Tuesday’s 9-1 series opener against the Angels was a perfect example of something that’s no longer an outlier, and is essential to a team’s long-term health.

Yankees winning blowouts in 2022, absorbing amazing starts

Stop me if you’ve heard this, but the Yankees don’t exactly have a deep bullpen at the moment. Aroldis Chapman and Jonathan Loaisiga both got off to shaky starts to 2022, and are now on the shelf. Say what you want about Chad Green, but his high-leverage struggles came in part because he was trusted to handle high-leverage innings, a role that will now go to untested prospects like Clarke Schmidt and Ron Marinaccio.

The fewer 2022 games that come down to the stretched-thin bullpen, the better. Occasionally, a really good team has to punish its opponents, allowing Miguel Castro and David McKay to finish off an easy victory (we’ll ignore Clay Holmes warming up … for now …).

This applies to losses, as well; at some point, an unfortunate blowout will give the ‘pen an extra breather. But that’s no fun to talk about. Losses suck. For now, the Bombers have to keep their feet on the gas pedal and control as many victories as they can from start to finish.
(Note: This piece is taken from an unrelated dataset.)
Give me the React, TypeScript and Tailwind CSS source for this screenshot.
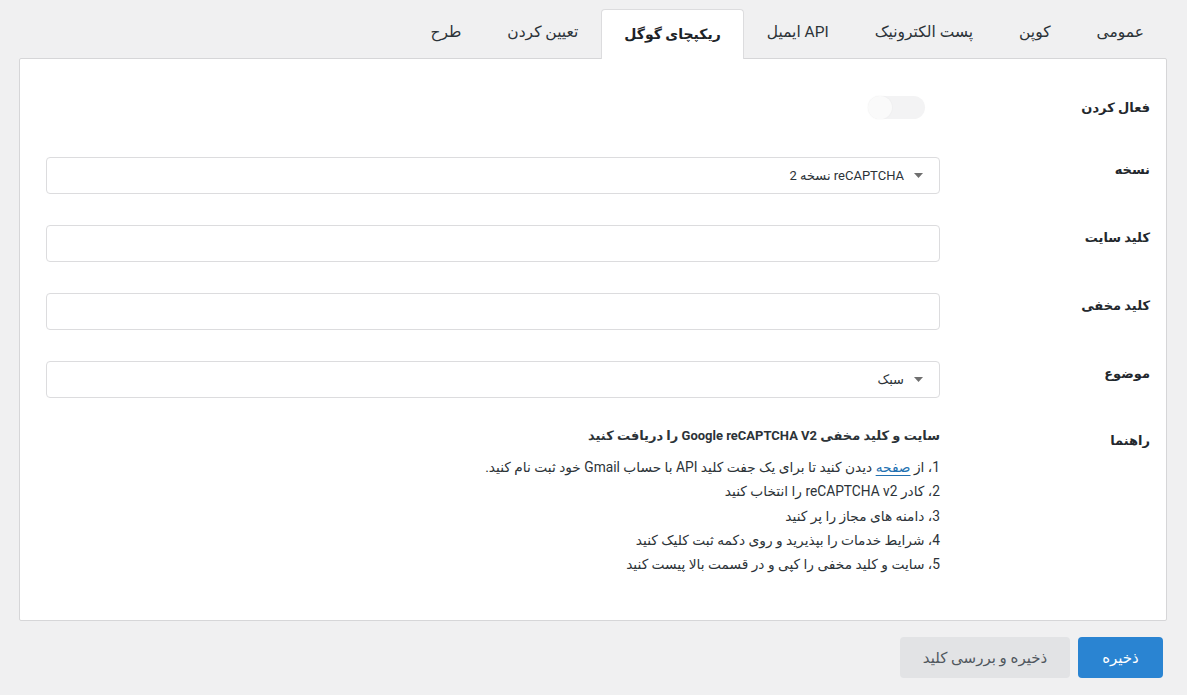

That task will be easier, in large part, due to their stunning rotation (though ex-Marlins president David Samson might think otherwise). Snake-bitten Jordan Montgomery dominated the Angels on Tuesday night, marking the Yankees’ ninth start of seven or more innings out of the team’s first 49 games. Over the first two weeks of the season, featuring countless 4-to-5-inning starts, did that seem possible?

There are four months left on the clock, but the 2022 Yankees are fundamentally different than the team that preceded them, ready to absorb struggles from Joey Gallo and Aaron Hicks because of pitching, defense, and a usually-relentless offensive attack that transcends personnel.

They may have stretches of weakness, but as long as the starters are going deep and the offense keeps the pressure on, things should eventually normalize again. Remember trusting the Yankees? An incredible feeling.